Wildfires rage across the world as U.N. releases damning climate change report

Fires broke out across Greece last week during the country’s worst heat wave in three decades, affecting the island east of the capital, Athens, which was also struck. The devastation comes as neighboring Turkey suffers its worst ever wildfire season, with its latest reported death toll from the blazes at eight.

In Italy, firefighters battled wildfires in many regions, including Abruzzo, Sardinia and Sicily. On Monday, officials warned of increased risks of wildfires across the country due to a predicted heat wave this week. Massive fires have also been burning in Siberia, in Russia, for weeks.

In the U.S., the ongoing Dixie Fire has become California’s second-largest wildfire in history. More than 1,000 structures have been destroyed in the blaze, which continues to threaten homes and businesses as it rages.

There are 108 large fires burning across the U.S., according to the National Interagency Fire Center, and together they have burned more than 2.4 million acres in 15 states. Twelve of them are located in California, where residents are now on the way to seeing the worst fire season in the state’s history.

Many of the fires have been fueled by bone-dry gusty weather, which could become more extreme in years to come due to global warming, scientists say.

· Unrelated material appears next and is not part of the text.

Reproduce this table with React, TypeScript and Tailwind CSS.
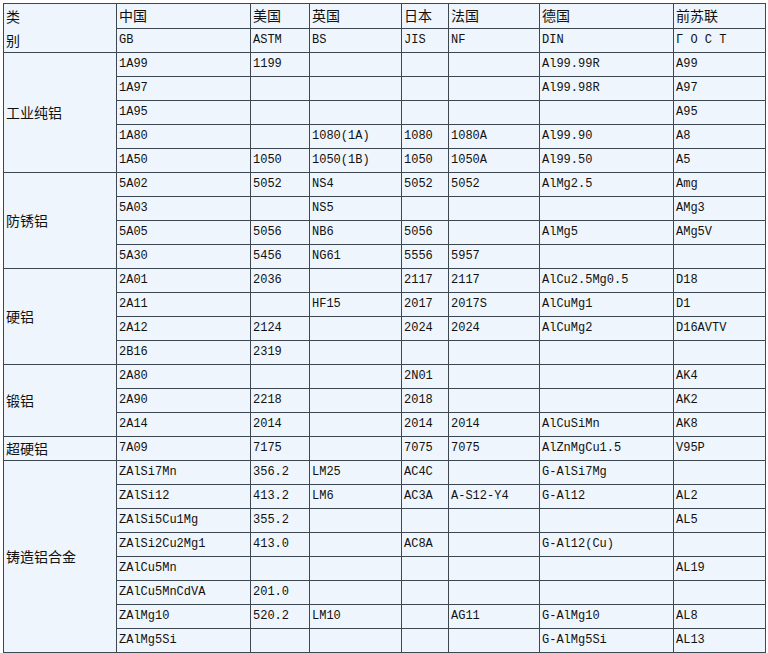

Under a cloud of smoke, a volunteer, with hands on hips, watches firefighters use a water hose near the burning blaze of a forest fire.
A volunteer watches firefighters use a hose to extinguish a forest fire in the village of Glatsona on Evia island, Greece, on Monday. (Getty Images)

The widespread devastation comes as a damning report was released by the U.N. on Monday. The landmark study by climate researchers warned of the “unprecedented” ways human activity is changing the Earth’s climate.

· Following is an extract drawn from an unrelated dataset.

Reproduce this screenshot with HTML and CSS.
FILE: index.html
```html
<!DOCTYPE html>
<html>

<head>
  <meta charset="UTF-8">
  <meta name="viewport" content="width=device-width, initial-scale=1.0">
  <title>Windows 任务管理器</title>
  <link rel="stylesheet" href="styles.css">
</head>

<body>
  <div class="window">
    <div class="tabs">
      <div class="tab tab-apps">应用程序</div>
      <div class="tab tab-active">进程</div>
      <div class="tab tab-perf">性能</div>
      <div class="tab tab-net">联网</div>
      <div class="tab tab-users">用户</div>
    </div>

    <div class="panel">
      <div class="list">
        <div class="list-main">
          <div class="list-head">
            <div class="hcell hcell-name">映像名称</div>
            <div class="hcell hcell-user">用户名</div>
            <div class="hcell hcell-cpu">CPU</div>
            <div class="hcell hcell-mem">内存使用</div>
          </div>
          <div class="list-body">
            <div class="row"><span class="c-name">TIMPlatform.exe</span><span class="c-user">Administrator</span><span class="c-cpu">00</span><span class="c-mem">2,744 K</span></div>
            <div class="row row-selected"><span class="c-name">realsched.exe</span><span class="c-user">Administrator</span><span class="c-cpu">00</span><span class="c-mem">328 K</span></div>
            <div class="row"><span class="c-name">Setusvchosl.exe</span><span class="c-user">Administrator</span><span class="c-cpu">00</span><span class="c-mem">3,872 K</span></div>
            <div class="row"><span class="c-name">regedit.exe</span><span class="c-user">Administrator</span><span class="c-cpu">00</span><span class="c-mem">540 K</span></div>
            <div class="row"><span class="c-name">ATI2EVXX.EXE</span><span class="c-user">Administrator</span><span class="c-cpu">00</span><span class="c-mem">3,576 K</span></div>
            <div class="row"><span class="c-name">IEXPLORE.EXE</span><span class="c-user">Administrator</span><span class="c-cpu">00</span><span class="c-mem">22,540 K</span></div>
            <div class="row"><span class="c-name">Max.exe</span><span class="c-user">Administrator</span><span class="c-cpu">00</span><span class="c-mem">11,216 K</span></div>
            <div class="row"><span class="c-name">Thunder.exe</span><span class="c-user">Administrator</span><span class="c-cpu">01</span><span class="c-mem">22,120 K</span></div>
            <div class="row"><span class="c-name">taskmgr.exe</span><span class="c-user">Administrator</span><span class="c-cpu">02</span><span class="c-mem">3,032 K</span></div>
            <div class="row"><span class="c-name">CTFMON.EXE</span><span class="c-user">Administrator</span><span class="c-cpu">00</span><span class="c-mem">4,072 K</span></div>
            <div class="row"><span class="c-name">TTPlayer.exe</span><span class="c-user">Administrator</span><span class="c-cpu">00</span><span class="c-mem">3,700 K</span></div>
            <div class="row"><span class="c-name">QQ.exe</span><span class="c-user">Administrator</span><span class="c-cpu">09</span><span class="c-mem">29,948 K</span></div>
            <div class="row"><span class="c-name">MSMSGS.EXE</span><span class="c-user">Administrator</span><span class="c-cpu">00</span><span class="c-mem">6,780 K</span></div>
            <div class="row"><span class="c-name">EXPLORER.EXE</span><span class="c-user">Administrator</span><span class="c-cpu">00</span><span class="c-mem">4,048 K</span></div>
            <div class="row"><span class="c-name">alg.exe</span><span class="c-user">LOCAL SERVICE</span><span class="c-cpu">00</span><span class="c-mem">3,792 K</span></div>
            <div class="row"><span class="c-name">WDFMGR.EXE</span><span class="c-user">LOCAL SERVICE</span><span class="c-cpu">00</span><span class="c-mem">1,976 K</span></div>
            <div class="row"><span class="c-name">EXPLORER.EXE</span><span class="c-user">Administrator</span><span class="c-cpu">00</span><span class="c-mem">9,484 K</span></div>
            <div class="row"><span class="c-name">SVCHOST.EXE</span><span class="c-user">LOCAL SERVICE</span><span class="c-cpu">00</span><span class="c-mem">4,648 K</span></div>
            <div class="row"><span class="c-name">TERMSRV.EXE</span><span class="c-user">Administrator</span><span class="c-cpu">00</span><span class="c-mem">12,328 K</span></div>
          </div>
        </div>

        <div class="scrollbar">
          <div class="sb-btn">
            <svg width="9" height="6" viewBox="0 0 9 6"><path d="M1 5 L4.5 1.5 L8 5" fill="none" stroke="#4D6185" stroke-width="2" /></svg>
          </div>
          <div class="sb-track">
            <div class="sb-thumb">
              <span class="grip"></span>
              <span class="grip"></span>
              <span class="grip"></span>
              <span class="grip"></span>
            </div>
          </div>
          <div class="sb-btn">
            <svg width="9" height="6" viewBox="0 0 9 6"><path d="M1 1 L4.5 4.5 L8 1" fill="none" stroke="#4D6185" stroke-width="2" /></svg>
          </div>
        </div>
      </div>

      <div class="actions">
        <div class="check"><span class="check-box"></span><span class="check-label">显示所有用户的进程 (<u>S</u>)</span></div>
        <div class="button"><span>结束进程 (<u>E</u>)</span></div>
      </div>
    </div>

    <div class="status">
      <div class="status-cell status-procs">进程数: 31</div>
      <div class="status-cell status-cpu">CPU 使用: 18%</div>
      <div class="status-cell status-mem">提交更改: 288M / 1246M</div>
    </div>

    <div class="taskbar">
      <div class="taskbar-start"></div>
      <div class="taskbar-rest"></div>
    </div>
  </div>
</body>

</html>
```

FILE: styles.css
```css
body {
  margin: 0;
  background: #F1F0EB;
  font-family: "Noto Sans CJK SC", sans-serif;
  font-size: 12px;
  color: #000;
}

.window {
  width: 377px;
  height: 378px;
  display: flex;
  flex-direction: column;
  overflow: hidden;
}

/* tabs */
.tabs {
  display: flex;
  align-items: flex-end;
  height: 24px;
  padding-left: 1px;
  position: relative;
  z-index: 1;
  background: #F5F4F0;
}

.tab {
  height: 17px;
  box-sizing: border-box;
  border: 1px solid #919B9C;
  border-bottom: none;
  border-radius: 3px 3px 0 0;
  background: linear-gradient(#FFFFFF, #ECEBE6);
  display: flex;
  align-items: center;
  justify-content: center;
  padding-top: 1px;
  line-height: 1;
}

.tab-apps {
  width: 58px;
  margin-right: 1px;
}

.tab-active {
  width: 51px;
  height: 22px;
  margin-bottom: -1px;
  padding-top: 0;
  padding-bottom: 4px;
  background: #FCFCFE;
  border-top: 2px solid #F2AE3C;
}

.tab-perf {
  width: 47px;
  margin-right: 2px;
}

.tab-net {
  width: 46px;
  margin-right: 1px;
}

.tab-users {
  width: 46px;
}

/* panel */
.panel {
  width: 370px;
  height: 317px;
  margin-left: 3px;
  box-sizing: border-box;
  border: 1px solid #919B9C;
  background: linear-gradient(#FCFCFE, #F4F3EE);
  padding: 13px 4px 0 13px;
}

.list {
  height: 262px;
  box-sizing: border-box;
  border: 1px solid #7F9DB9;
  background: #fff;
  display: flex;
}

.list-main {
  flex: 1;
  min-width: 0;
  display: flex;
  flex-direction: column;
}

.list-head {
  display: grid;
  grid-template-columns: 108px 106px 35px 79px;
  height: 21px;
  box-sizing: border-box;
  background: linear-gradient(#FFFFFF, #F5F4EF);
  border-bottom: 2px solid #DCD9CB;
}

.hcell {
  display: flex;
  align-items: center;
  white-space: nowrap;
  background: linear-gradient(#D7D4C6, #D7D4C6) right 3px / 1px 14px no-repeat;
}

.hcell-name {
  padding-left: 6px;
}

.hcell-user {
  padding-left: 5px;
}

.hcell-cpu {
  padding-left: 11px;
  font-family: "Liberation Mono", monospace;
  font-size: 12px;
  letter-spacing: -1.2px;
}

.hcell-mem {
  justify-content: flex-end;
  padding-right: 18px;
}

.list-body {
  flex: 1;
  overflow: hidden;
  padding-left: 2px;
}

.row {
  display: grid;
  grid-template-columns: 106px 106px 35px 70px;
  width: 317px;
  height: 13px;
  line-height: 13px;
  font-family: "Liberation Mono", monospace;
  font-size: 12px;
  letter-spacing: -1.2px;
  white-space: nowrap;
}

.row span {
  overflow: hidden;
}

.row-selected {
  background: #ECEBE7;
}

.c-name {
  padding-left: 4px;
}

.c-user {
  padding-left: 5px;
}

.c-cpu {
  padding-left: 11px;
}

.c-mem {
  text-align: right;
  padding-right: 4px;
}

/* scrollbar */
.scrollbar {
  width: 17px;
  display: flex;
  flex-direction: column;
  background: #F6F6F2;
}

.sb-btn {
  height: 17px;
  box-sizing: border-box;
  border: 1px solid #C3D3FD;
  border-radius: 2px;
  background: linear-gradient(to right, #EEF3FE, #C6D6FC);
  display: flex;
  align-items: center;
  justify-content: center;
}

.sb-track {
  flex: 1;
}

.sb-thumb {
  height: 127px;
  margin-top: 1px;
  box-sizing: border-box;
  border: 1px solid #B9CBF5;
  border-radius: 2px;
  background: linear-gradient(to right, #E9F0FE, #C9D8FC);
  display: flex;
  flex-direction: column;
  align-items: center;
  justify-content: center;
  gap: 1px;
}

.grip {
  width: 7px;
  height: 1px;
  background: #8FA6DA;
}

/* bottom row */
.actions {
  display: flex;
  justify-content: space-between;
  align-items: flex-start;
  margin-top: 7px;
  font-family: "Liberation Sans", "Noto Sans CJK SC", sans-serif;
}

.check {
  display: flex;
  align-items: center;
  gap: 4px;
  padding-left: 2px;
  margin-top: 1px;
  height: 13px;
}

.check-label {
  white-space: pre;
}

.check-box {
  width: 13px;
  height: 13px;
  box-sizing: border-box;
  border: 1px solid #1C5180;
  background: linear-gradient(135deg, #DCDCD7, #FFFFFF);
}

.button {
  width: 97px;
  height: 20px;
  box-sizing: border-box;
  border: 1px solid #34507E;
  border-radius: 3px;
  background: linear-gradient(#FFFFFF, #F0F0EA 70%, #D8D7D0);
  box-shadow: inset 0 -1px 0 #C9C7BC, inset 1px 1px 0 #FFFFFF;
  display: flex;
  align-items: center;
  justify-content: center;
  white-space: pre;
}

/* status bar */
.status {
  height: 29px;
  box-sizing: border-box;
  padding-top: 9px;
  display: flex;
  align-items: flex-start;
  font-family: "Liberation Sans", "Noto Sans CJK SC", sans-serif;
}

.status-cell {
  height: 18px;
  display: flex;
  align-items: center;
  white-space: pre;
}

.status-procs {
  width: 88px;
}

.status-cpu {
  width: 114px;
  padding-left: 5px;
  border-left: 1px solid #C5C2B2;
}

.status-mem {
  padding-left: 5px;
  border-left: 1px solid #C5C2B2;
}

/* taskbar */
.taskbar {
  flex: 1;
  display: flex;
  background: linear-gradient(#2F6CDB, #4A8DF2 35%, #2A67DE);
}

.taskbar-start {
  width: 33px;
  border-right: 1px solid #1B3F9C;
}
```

The report, the sixth from the Intergovernmental Panel on Climate Change since 1988, took eight years to conduct and publish. It represents the fullest knowledge of how the Earth’s climate has changed and how that change will continue.

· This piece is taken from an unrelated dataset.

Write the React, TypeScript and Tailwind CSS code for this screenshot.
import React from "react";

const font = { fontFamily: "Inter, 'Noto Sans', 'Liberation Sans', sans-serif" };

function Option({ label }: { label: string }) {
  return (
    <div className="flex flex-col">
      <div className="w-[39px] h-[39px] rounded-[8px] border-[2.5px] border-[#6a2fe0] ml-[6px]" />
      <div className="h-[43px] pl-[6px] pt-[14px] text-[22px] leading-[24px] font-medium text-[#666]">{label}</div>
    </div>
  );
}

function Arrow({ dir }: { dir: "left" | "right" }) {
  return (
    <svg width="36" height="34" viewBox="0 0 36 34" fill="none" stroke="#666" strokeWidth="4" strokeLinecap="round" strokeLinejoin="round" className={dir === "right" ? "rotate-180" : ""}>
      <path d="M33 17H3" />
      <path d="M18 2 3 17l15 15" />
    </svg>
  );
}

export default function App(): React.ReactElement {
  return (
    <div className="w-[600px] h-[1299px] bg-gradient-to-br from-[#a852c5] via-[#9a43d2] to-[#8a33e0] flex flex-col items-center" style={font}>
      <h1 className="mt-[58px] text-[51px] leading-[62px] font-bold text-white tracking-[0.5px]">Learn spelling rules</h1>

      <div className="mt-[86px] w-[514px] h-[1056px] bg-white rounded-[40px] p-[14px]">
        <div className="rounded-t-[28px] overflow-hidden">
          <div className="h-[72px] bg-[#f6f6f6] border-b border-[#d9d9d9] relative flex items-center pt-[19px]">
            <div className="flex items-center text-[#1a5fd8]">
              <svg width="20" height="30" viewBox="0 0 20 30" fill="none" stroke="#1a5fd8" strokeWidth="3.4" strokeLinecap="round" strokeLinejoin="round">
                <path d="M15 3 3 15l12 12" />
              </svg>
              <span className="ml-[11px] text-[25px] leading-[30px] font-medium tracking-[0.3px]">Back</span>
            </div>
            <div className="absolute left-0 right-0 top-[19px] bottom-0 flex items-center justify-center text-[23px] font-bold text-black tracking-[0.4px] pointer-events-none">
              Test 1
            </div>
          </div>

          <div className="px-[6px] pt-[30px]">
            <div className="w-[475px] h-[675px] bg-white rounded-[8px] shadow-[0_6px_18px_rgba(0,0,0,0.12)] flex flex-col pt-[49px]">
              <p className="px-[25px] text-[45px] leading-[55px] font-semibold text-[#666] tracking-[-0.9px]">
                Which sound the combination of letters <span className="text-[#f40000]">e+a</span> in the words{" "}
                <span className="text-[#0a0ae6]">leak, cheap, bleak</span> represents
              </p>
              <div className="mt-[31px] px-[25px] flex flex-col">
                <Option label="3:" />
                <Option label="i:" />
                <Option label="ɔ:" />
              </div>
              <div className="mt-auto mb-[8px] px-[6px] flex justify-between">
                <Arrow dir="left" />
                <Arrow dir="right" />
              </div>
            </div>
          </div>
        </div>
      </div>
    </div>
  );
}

One of the lead authors of the report, Richard Allan, a professor of climate science at the University of Reading, told Yahoo News that wildfires and other extreme weather events could become more intense if global warming is not tackled effectively.

“These events are caused by the weather. The weather generates heat waves, heavy rain and associated flooding or wildfire weather conditions,” Allan explained. “But when these ingredients come together in a warmer world, they will be more intense or more severe than they would otherwise be.”

“It’s not really a matter of there’ll be more [extreme weather] events,” he said. “It's just the events that we do see will be more severe.”

“The most extreme events we see today will be kind of elevated to unprecedented events in the future,” Allan added.

Climate experts say that if the Earth continues to heat up at the current rate, life could be devastating for many communities.

A man wearing an wearing an orange vest stands below a hazy sky amid an expanse of fire-destroyed rubble.
Ken Donnell looks at what is left of his business, Donnell’s MusicLand, after it was destroyed by the Dixie Fire in Greenville, Calif. (Reuters)

The U.N. report assesses different pathways and scenarios for the future. If the world follows the scenario of very low greenhouse gas emissions, it’s plausible that warming of greater than 1.5 or 2 degrees Celsius above preindustrial temperatures can be avoided, according to the assessment.

But if that scenario — which involves very drastic, rapid and sustained cuts in carbon dioxide and other greenhouse gases, enforced by governments and businesses — is not followed, the world could be heading toward being 3 degrees Celsius warmer by 2100, the report argues.

In all cases, extreme events that cause flooding, wildfires and droughts are likely to become more intense.

“We’re able to live with the current warming, but as is evident by extremes all over the world ... recent wildfires in the USA, in Southern Europe, the extreme rainfall and flooding we've seen across parts of Europe and China ... we’re living with this already, and it’s killing people, it’s causing damage,” Allan explained.

A burned and empty refrigerator sits amid fire-strewn rubble
A burned and empty refrigerator sits amid rubble on Sunday near Greenville, Calif. (Getty Images)

“It’s obviously not ideal that we have to adapt to these changes in a 1.5 degrees C warmer or 2 degrees C warmer world,” Allan said, “[but] inevitably there’ll be aspects that we’ll have to adapt to change the way we live so that we become less vulnerable.”

The report was described as “a code red for humanity” by U.N. Secretary-General António Guterres. Allan said that he wouldn’t use those specific words to describe the paper, but that it does show a “stark warning” for humans.

“Without rapid, strong and sustained cuts in carbon dioxide and other greenhouse gases, we’re heading into a world where it will be not pleasant for many, particularly the vulnerable, to live. ... So in that sense it is a stark warning; it is a dire prediction,” Allan said.